» PROBLEM TO SOLVE: Say how many lines contain the word "components" and give no other text.

- - - - - - -

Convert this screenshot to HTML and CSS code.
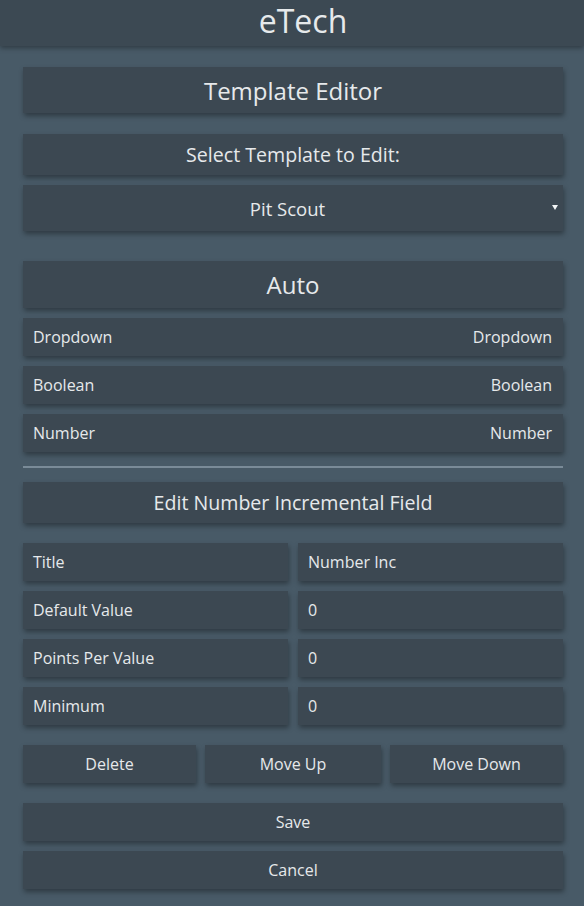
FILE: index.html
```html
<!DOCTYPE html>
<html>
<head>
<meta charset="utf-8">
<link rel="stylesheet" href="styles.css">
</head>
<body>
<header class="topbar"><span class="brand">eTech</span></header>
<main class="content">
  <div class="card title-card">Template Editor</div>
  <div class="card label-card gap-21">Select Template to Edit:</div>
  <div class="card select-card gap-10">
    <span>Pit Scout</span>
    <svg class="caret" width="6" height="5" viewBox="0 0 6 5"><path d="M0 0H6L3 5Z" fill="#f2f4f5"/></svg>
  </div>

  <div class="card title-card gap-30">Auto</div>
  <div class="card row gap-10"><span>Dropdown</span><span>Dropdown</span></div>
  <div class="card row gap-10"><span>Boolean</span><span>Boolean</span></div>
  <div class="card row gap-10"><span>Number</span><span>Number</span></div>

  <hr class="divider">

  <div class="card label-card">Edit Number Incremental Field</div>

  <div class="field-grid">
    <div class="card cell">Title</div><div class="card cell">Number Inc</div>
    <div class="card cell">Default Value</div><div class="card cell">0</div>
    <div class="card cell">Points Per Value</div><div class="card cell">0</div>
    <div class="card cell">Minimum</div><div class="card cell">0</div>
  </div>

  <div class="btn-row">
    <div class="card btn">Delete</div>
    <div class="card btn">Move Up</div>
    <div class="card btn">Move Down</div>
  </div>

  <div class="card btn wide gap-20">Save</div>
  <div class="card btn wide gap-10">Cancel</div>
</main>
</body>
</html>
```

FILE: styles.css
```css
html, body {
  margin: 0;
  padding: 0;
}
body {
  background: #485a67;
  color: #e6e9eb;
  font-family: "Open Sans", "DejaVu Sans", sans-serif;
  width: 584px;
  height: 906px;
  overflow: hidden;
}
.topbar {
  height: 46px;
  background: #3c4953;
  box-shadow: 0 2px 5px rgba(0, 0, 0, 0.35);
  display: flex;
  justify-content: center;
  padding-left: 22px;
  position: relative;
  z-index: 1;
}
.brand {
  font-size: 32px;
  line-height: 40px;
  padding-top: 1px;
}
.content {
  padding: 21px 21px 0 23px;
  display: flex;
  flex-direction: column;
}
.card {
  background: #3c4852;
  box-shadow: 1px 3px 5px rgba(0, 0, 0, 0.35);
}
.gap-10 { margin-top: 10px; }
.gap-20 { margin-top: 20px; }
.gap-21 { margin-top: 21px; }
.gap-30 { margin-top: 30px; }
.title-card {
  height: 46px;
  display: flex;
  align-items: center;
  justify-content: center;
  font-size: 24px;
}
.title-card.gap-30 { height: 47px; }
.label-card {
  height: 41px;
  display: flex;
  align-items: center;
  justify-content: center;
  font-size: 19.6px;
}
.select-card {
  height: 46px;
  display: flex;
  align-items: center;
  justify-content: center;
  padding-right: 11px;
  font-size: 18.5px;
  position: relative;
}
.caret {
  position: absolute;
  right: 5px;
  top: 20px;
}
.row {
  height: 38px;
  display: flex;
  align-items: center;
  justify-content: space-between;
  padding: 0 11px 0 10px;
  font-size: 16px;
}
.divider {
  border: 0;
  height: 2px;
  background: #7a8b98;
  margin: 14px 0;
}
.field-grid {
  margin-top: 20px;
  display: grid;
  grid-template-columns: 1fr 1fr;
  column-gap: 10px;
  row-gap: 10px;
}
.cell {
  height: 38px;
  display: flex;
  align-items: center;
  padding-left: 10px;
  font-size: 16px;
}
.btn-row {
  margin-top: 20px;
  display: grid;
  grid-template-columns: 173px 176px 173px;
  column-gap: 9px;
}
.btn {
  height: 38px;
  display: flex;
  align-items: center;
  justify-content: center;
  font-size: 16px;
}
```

- - - - - - -

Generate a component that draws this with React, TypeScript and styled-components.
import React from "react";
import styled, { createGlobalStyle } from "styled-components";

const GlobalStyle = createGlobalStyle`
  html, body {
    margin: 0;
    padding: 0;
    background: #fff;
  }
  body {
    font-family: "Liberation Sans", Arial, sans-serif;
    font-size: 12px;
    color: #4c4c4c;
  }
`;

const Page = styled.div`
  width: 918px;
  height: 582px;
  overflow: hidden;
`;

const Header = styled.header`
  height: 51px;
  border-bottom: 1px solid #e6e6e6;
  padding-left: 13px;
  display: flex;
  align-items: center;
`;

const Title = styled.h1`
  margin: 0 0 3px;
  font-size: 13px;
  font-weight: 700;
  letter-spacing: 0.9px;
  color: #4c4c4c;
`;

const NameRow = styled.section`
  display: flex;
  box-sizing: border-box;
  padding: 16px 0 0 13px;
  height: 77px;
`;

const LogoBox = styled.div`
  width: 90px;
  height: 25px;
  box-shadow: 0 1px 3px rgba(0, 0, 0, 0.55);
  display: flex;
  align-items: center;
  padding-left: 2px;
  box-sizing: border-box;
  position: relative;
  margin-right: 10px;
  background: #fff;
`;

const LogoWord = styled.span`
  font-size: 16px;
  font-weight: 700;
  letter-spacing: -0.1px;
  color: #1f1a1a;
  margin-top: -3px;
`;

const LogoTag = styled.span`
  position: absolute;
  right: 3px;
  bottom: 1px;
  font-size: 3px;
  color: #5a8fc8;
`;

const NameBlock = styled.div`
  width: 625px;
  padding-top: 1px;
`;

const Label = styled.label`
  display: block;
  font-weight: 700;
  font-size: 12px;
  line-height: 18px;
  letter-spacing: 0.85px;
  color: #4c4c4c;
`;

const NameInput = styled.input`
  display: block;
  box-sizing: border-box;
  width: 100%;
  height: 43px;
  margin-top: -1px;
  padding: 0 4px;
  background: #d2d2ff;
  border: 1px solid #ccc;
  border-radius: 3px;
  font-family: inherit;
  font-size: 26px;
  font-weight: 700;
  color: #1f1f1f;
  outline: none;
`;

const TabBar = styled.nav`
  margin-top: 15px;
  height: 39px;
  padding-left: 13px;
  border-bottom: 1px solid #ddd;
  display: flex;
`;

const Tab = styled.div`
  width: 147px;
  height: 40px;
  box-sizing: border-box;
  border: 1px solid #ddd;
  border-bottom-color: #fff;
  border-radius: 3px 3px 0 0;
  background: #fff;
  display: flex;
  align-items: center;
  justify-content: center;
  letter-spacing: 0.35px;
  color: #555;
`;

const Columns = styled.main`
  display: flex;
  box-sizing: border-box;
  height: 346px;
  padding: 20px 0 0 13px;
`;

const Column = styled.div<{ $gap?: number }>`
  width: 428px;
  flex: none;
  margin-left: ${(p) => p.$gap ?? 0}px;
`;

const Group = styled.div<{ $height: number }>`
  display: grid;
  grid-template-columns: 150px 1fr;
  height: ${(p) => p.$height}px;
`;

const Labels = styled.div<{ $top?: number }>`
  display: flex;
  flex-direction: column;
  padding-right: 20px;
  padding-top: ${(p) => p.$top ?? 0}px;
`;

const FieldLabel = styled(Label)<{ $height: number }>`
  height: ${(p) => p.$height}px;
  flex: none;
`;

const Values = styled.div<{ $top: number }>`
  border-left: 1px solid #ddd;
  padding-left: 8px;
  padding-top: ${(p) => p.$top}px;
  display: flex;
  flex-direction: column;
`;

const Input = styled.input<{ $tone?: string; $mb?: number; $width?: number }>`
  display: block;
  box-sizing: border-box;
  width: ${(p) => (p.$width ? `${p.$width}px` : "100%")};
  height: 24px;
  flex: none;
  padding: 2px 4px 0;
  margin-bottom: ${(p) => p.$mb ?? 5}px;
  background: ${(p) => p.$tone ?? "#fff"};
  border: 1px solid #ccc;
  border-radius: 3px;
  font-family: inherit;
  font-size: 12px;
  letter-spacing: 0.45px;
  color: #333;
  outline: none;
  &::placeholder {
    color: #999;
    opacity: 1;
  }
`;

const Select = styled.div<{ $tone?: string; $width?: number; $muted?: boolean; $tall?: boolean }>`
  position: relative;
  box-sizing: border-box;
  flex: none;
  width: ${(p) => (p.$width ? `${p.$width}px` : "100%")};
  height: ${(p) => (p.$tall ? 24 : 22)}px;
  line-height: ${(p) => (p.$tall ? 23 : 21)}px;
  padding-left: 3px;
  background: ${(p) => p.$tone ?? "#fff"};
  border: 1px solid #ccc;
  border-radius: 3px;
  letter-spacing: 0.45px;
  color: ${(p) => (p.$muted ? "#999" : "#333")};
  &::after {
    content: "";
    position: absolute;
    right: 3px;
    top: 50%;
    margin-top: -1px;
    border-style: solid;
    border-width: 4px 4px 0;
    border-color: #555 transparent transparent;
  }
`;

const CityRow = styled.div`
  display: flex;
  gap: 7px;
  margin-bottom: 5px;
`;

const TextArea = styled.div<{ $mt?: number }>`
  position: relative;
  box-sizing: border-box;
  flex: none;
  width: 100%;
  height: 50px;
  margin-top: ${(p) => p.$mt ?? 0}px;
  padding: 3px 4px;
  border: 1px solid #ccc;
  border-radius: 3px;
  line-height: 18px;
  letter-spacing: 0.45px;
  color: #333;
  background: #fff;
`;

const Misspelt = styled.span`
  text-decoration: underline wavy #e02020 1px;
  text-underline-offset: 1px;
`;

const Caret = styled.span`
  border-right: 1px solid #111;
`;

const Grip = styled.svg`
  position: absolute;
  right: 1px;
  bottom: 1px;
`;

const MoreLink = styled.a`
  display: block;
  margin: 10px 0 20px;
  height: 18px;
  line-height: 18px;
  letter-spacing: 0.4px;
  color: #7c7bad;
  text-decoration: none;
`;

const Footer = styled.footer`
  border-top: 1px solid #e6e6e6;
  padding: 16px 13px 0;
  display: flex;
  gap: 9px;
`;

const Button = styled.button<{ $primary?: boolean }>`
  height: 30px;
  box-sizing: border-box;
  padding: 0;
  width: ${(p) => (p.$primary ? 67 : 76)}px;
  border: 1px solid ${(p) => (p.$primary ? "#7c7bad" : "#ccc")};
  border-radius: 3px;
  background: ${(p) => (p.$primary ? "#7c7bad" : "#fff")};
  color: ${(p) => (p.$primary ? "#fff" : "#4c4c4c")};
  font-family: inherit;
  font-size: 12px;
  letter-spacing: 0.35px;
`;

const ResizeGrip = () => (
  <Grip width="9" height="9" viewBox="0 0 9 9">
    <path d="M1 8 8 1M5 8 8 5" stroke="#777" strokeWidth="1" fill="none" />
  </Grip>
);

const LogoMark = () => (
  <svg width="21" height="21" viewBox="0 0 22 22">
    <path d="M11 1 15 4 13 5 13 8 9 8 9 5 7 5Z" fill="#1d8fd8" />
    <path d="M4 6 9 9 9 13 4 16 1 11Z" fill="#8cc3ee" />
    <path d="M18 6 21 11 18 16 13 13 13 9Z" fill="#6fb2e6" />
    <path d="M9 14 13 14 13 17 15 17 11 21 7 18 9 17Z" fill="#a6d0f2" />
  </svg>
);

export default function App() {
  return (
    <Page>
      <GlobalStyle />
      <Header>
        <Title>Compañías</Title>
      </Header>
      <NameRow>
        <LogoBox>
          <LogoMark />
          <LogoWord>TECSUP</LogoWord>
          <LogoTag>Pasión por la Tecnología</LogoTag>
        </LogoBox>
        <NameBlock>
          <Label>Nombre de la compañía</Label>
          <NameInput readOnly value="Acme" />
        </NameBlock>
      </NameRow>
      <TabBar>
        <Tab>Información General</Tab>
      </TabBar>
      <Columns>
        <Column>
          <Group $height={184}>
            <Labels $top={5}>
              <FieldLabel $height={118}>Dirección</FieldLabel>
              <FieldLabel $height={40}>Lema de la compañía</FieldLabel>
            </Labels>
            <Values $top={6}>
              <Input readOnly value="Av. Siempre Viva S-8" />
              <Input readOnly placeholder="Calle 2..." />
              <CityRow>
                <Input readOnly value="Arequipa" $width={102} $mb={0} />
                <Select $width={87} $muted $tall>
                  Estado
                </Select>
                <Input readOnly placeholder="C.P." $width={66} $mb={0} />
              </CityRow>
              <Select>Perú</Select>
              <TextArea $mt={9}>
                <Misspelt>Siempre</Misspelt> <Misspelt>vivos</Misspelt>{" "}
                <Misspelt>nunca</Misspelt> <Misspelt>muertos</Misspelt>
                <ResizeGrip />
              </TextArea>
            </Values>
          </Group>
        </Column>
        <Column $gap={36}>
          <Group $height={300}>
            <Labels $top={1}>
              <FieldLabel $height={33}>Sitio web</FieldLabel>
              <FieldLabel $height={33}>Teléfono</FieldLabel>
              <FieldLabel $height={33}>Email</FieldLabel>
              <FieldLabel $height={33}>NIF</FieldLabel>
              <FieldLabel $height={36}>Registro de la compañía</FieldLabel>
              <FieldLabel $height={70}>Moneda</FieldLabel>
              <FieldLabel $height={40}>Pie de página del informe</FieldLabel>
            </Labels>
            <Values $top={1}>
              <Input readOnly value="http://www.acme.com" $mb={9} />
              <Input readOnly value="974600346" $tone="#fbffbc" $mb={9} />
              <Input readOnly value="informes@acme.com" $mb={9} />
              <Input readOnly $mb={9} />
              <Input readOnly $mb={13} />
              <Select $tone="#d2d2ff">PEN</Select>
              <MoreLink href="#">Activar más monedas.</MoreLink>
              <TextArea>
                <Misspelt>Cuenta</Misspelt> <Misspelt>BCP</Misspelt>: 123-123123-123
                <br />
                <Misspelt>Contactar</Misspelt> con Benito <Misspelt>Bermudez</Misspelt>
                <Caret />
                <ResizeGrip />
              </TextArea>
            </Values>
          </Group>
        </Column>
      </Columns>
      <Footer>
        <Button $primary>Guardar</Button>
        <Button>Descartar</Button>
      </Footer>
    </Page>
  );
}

- - - - - - -

» EXERCISE OUTPUT: 2